Regardless, the Governor’s supplemental budget No. 2 from FY25 added back in language to reestablish the Nonpublic School Health and Safety Program. This language needs to merely be readded, which was an oversight in the proposed budget, as further evidenced by the funding having been provided for in the Nonpublic Student Textbook Program allocation. Thus, we ask this committee to simply readd the proper language for the Program, for which funding already exists. Funding for this is pooled with the Textbook Program at $8.5 million and the allocation should be $6 million for the Textbook Program and $2.5 million for Health and Security.

The Nonpublic Student Textbook Program saves parents a significant amount of money every year, helping to defray the cost of textbooks and technology. With the technological adjustments required over the last two years, this program has provided more important than ever before. Schools with lower-income enrollments receive a higher allocation of textbook and technology assistance per student. As thousands of lower and middle-income families are served by Maryland’s Catholic schools every year, we urge you to maintain or increase this allocation on behalf of these students and working families, to whom this program provides a much-needed benefit.

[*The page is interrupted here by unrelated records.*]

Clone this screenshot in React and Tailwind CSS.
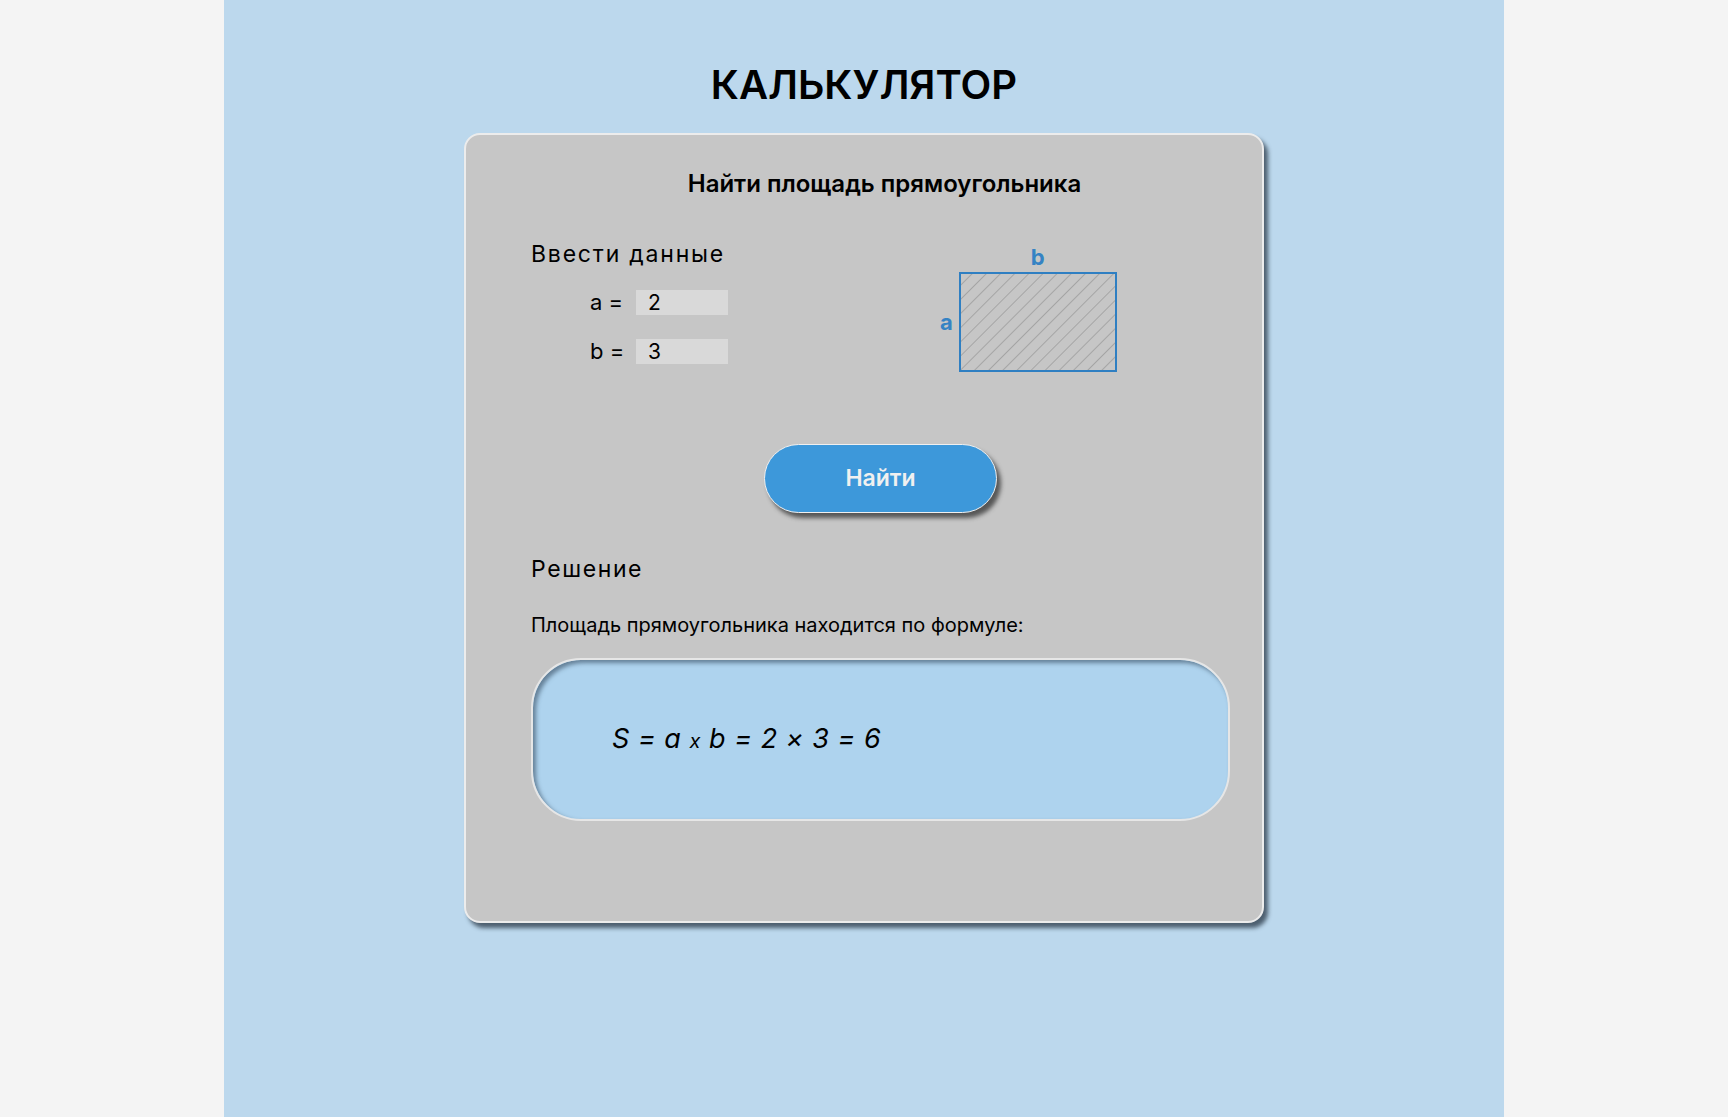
import React from "react";

function Diagram() {
  return (
    <div className="flex flex-col items-end">
      <div className="w-[158px] text-center text-[22px] leading-[26px] font-bold text-[#3583c4]">b</div>
      <div className="flex items-center gap-[6px] mt-[2px]">
        <span className="text-[22px] leading-[26px] font-bold text-[#3583c4]">a</span>
        <svg width="158" height="100" viewBox="0 0 158 100">
          <defs>
            <pattern id="hatch" width="10" height="10" patternUnits="userSpaceOnUse" patternTransform="rotate(45)">
              <line x1="0" y1="0" x2="0" y2="10" stroke="#8e8e8e" strokeWidth="1.2" />
            </pattern>
          </defs>
          <rect x="1" y="1" width="156" height="98" fill="#c6c6c6" />
          <rect x="1" y="1" width="156" height="98" fill="url(#hatch)" />
          <rect x="1" y="1" width="156" height="98" fill="none" stroke="#2f7fc2" strokeWidth="2" />
        </svg>
      </div>
    </div>
  );
}

export default function App() {
  return (
    <div className="min-h-screen bg-[#f4f4f4]" style={{ fontFamily: "Inter, 'Noto Sans', sans-serif" }}>
      <div className="mx-auto w-[1280px] min-h-[1117px] bg-[#bcd8ed] flex flex-col items-center">
        <h1 className="mt-[61px] text-[40px] leading-[48px] font-semibold text-black">КАЛЬКУЛЯТОР</h1>
        <div className="mt-[24px] w-[800px] h-[790px] rounded-[16px] border-2 border-[#ececec] bg-[#c6c6c6] shadow-[4px_5px_4px_rgba(40,55,70,0.75)] pl-[65px] pr-[32px] pt-[34px] text-black">
          <div className="text-center text-[24px] leading-[30px] font-semibold pl-[8px]">Найти площадь прямоугольника</div>
          <div className="mt-[39px] flex">
            <div className="w-[400px]">
              <div className="mt-[2px] text-[23px] leading-[28px] tracking-[1.8px]">Ввести данные</div>
              <div className="mt-[22px] pl-[59px] flex flex-col gap-[24px]">
                <div className="flex items-center h-[25px]">
                  <span className="w-[46px] text-[22px] leading-[25px]">a =</span>
                  <div className="w-[92px] h-[25px] bg-[#d9d9d9] pl-[12px] text-[21px] leading-[25px]">2</div>
                </div>
                <div className="flex items-center h-[25px]">
                  <span className="w-[46px] text-[22px] leading-[25px]">b =</span>
                  <div className="w-[92px] h-[25px] bg-[#d9d9d9] pl-[12px] text-[21px] leading-[25px]">3</div>
                </div>
              </div>
            </div>
            <div className="ml-[9px] mt-[6px]">
              <Diagram />
            </div>
          </div>
          <div className="mt-[72px] flex justify-center">
            <button className="w-[233px] h-[69px] rounded-full bg-[#3d98da] border border-[#f0f0f0] shadow-[4px_5px_4px_rgba(40,40,40,0.7)] text-[23px] font-semibold text-[#f0f0f0]">
              Найти
            </button>
          </div>
          <div className="mt-[42px] text-[23px] leading-[28px] tracking-[1.6px]">Решение</div>
          <div className="mt-[30px] text-[20px] leading-[24px]">Площадь прямоугольника находится по формуле:</div>
          <div className="mt-[21px] h-[163px] rounded-[50px] border-2 border-[#e6e6e6] bg-[#aed3ee] shadow-[inset_3px_3px_4px_rgba(40,60,80,0.55)] flex items-center pl-[79px]">
            <span className="italic text-[27px] leading-[32px] tracking-[0.5px]">
              S = a <span className="text-[20px]">x</span> b = 2 × 3 = 6
            </span>
          </div>
        </div>
      </div>
    </div>
  );
}
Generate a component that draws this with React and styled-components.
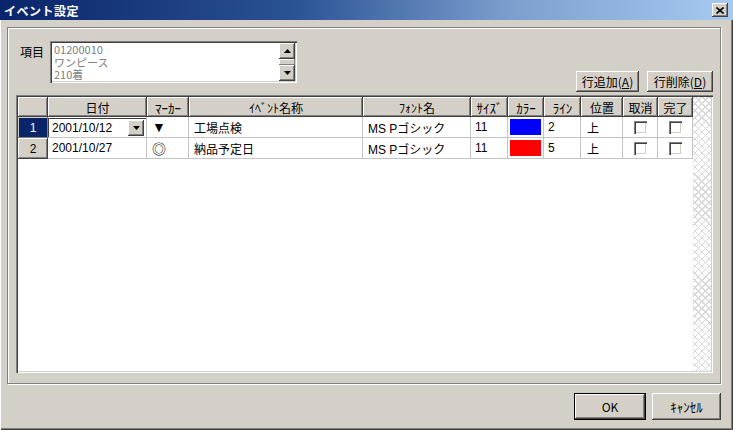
import React from 'react';
import styled, { createGlobalStyle, css } from 'styled-components';

const GlobalStyle = createGlobalStyle`
  html, body {
    margin: 0;
    padding: 0;
    background: #d4d0c8;
  }
  * {
    box-sizing: border-box;
  }
`;

const uiFont = `"Liberation Sans", "Noto Sans CJK JP", sans-serif`;

const raised = css`
  box-shadow: inset -1px -1px #404040, inset 1px 1px #ffffff,
    inset -2px -2px #808080, inset 2px 2px #d4d0c8;
`;

const sunken = css`
  box-shadow: inset 1px 1px #808080, inset 2px 2px #404040,
    inset -1px -1px #ffffff, inset -2px -2px #d4d0c8;
`;

const rows = [
  {
    no: 1,
    date: '2001/10/12',
    marker: '▼',
    name: '工場点検',
    font: 'MS Pゴシック',
    size: '11',
    color: '#0000ff',
    line: '2',
    pos: '上',
    selected: true,
  },
  {
    no: 2,
    date: '2001/10/27',
    marker: '◎',
    name: '納品予定日',
    font: 'MS Pゴシック',
    size: '11',
    color: '#ff0000',
    line: '5',
    pos: '上',
  },
];

const headers = ['', '日付', 'ﾏｰｶｰ', 'ｲﾍﾞﾝﾄ名称', 'ﾌｫﾝﾄ名', 'ｻｲｽﾞ', 'ｶﾗｰ', 'ﾗｲﾝ', '位置', '取消', '完了'];

const Window = styled.div`
  display: flex;
  flex-direction: column;
  width: 733px;
  height: 430px;
  font-family: ${uiFont};
  font-size: 12px;
  color: #000;
  background: #d4d0c8;
`;

const TitleBar = styled.div`
  display: flex;
  align-items: center;
  justify-content: space-between;
  height: 20px;
  padding: 0 5px 0 4px;
  background: linear-gradient(to right, #0a246a 0%, #2a5394 40%, #7d9fcf 70%, #a6caf0 100%);
`;

const Title = styled.span`
  color: #ffffff;
  font-weight: bold;
  font-size: 12px;
  font-family: "Noto Sans CJK JP", sans-serif;
  letter-spacing: 0.5px;
`;

const CloseButton = styled.div`
  display: flex;
  align-items: center;
  justify-content: center;
  width: 16px;
  height: 14px;
  background: #d4d0c8;
  ${raised};
`;

const Body = styled.div`
  flex: 1;
  display: flex;
  flex-direction: column;
  padding: 7px 12px 0 7px;
  box-shadow: inset 1px 0 #ffffff, inset -1px 0 #404040, inset -2px 0 #808080,
    inset 0 -1px #404040, inset 0 -2px #808080;
`;

const Panel = styled.div`
  display: flex;
  flex-direction: column;
  height: 357px;
  padding: 13px 7px 10px 8px;
  border: 1px solid #808080;
  box-shadow: inset 1px 1px #ffffff, 1px 1px #ffffff;
`;

const TopRow = styled.div`
  display: flex;
  align-items: flex-start;
  height: 50px;
`;

const FieldLabel = styled.span`
  width: 30px;
  margin: 2px 0 0 4px;
  font-family: "Noto Sans CJK JP", sans-serif;
`;

const ListBox = styled.div`
  display: flex;
  width: 247px;
  height: 42px;
  padding: 2px;
  background: #ffffff;
  ${sunken};
`;

const ListText = styled.div`
  flex: 1;
  padding: 0 0 0 2px;
  color: #808080;
  font-size: 11px;
  line-height: 12.5px;
  font-family: "Noto Sans CJK JP", sans-serif;
`;

const ScrollBar = styled.div`
  display: flex;
  flex-direction: column;
  width: 16px;
`;

const ScrollArrow = styled.div`
  display: flex;
  align-items: center;
  justify-content: center;
  height: 16px;
  background: #d4d0c8;
  ${raised};
`;

const ScrollThumb = styled.div`
  height: 6px;
  background: #d4d0c8;
  box-shadow: inset -1px -1px #808080, inset 1px 1px #ffffff;
`;

const RowActions = styled.div`
  display: flex;
  gap: 8px;
  margin: 30px 0 0 auto;
`;

const Button = styled.button`
  display: flex;
  align-items: center;
  justify-content: center;
  width: ${(p) => p.$w}px;
  height: ${(p) => p.$h || 21}px;
  padding: 0;
  border: none;
  background: #d4d0c8;
  font-family: "Noto Sans CJK JP", sans-serif;
  font-size: 12px;
  color: #000;
  ${(p) =>
    p.$default
      ? css`
          box-shadow: inset 0 0 0 1px #000000, inset -2px -2px #404040,
            inset 2px 2px #ffffff, inset -3px -3px #808080;
        `
      : raised};

  u {
    text-decoration: underline;
  }
`;

const GridFrame = styled.div`
  display: flex;
  flex: 1;
  margin-top: 4px;
  padding: 2px;
  background: #ffffff;
  ${sunken};
`;

const Table = styled.div`
  display: grid;
  grid-template-columns: 30px 99px 42px 174px 108px 37px 36px 37px 42px 35px 35px;
  grid-template-rows: 20px 21px 21px;
  align-content: start;
  background: #ffffff;
`;

const HeadCell = styled.div`
  display: flex;
  align-items: center;
  justify-content: center;
  background: #d4d0c8;
  font-family: "Noto Sans CJK JP", sans-serif;
  font-size: ${(p) => (p.$narrow ? 13 : 12)}px;
  white-space: nowrap;
  overflow: hidden;
  box-shadow: inset -1px -1px #404040, inset 1px 1px #ffffff, inset -2px -2px #808080;
`;

const RowHead = styled(HeadCell)`
  font-family: ${uiFont};
  font-size: 12px;
  ${(p) =>
    p.$selected &&
    css`
      background: #0a246a;
      color: #ffffff;
      box-shadow: inset -1px -1px #808080, inset 1px 1px #d4d0c8;
    `}
`;

const Cell = styled.div`
  display: flex;
  align-items: center;
  justify-content: ${(p) => (p.$center ? 'center' : 'flex-start')};
  padding: ${(p) => (p.$pad === undefined ? '0 0 0 4px' : p.$pad)};
  border-right: 1px solid #c4c4c4;
  border-bottom: 1px solid #c4c4c4;
  white-space: nowrap;
  overflow: hidden;
  font-family: ${(p) => (p.$jp ? '"Noto Sans CJK JP", sans-serif' : uiFont)};
  font-size: ${(p) => p.$size || 12}px;
`;

const Combo = styled.div`
  display: flex;
  align-items: center;
  width: 100%;
  height: 19px;
  padding: 1px 2px 1px 3px;
  border-top: 1px solid #404040;
  border-left: 1px solid #404040;
  background: #ffffff;
`;

const ComboText = styled.span`
  flex: 1;
`;

const ComboButton = styled.div`
  display: flex;
  align-items: center;
  justify-content: center;
  width: 16px;
  height: 16px;
  background: #d4d0c8;
  ${raised};
`;

const Swatch = styled.div`
  width: 100%;
  height: 100%;
  background: ${(p) => p.$color};
`;

const CheckBox = styled.div`
  width: 13px;
  height: 13px;
  background: #ffffff;
  box-shadow: inset 1px 1px #808080, inset 2px 2px #404040,
    inset -1px -1px #ffffff, inset -2px -2px #d4d0c8;
`;

const Hatch = styled.div`
  flex: 1;
  background-color: #ffffff;
  background-image: repeating-linear-gradient(45deg, #d8d8d8 0 1px, transparent 1px 5px),
    repeating-linear-gradient(-45deg, #d8d8d8 0 1px, transparent 1px 5px);
`;

const Footer = styled.div`
  display: flex;
  justify-content: flex-end;
  gap: 6px;
  margin-top: 9px;
`;

const CancelLabel = styled.span`
  font-size: 13px;
`;

const Tri = ({ up }) => (
  <svg width="7" height="4" viewBox="0 0 7 4">
    <path d={up ? 'M3.5 0 L7 4 L0 4 Z' : 'M0 0 L7 0 L3.5 4 Z'} fill="#000" />
  </svg>
);

export default function App() {
  return (
    <>
      <GlobalStyle />
      <Window>
        <TitleBar>
          <Title>イベント設定</Title>
          <CloseButton>
            <svg width="8" height="7" viewBox="0 0 8 7">
              <path d="M0.5 0.5 L7.5 6.5 M7.5 0.5 L0.5 6.5" stroke="#000" strokeWidth="1.6" />
            </svg>
          </CloseButton>
        </TitleBar>
        <Body>
          <Panel>
            <TopRow>
              <FieldLabel>項目</FieldLabel>
              <ListBox>
                <ListText>
                  <div>01200010</div>
                  <div>ワンピース</div>
                  <div>210着</div>
                </ListText>
                <ScrollBar>
                  <ScrollArrow>
                    <Tri up />
                  </ScrollArrow>
                  <ScrollThumb />
                  <ScrollArrow>
                    <Tri />
                  </ScrollArrow>
                </ScrollBar>
              </ListBox>
              <RowActions>
                <Button $w={63}>
                  行追加(<u>A</u>)
                </Button>
                <Button $w={66}>
                  行削除(<u>D</u>)
                </Button>
              </RowActions>
            </TopRow>
            <GridFrame>
              <Table>
                {headers.map((h, i) => (
                  <HeadCell key={i} $narrow={i === 2 || i === 5 || i === 6 || i === 7}>
                    {h}
                  </HeadCell>
                ))}
                {rows.map((r) => (
                  <React.Fragment key={r.no}>
                    <RowHead $selected={r.selected}>{r.no}</RowHead>
                    {r.selected ? (
                      <Cell $pad="0">
                        <Combo>
                          <ComboText>{r.date}</ComboText>
                          <ComboButton>
                            <Tri />
                          </ComboButton>
                        </Combo>
                      </Cell>
                    ) : (
                      <Cell>{r.date}</Cell>
                    )}
                    <Cell $pad="0 0 0 5px" $size={14}>
                      {r.marker}
                    </Cell>
                    <Cell $pad="0 0 0 5px" $jp>
                      {r.name}
                    </Cell>
                    <Cell $pad="0 0 0 5px">{r.font}</Cell>
                    <Cell>{r.size}</Cell>
                    <Cell $pad="2px">
                      <Swatch $color={r.color} />
                    </Cell>
                    <Cell>{r.line}</Cell>
                    <Cell $pad="0 0 0 6px" $jp>
                      {r.pos}
                    </Cell>
                    <Cell $center $pad="0">
                      <CheckBox />
                    </Cell>
                    <Cell $center $pad="0">
                      <CheckBox />
                    </Cell>
                  </React.Fragment>
                ))}
              </Table>
              <Hatch />
            </GridFrame>
          </Panel>
          <Footer>
            <Button $w={72} $h={27} $default>
              OK
            </Button>
            <Button $w={69} $h={27}>
              <CancelLabel>ｷｬﾝｾﾙ</CancelLabel>
            </Button>
          </Footer>
        </Body>
      </Window>
    </>
  );
}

Our schools are grateful to the General Assembly for its continued support for nonpublic schools, which educate one in every nine Maryland students. We are also grateful to the administrators at the Maryland State Department of Education, who dedicate themselves in service to our schools to ensure that this and other programs operate successfully.

We respectfully request your continued support for $6 million for the Nonpublic Student Textbook Program in the FY26 budget as a means of supporting our students and families and adjusting the necessary language accordingly for the $2.5 million Nonpublic Student Health and Safety Program.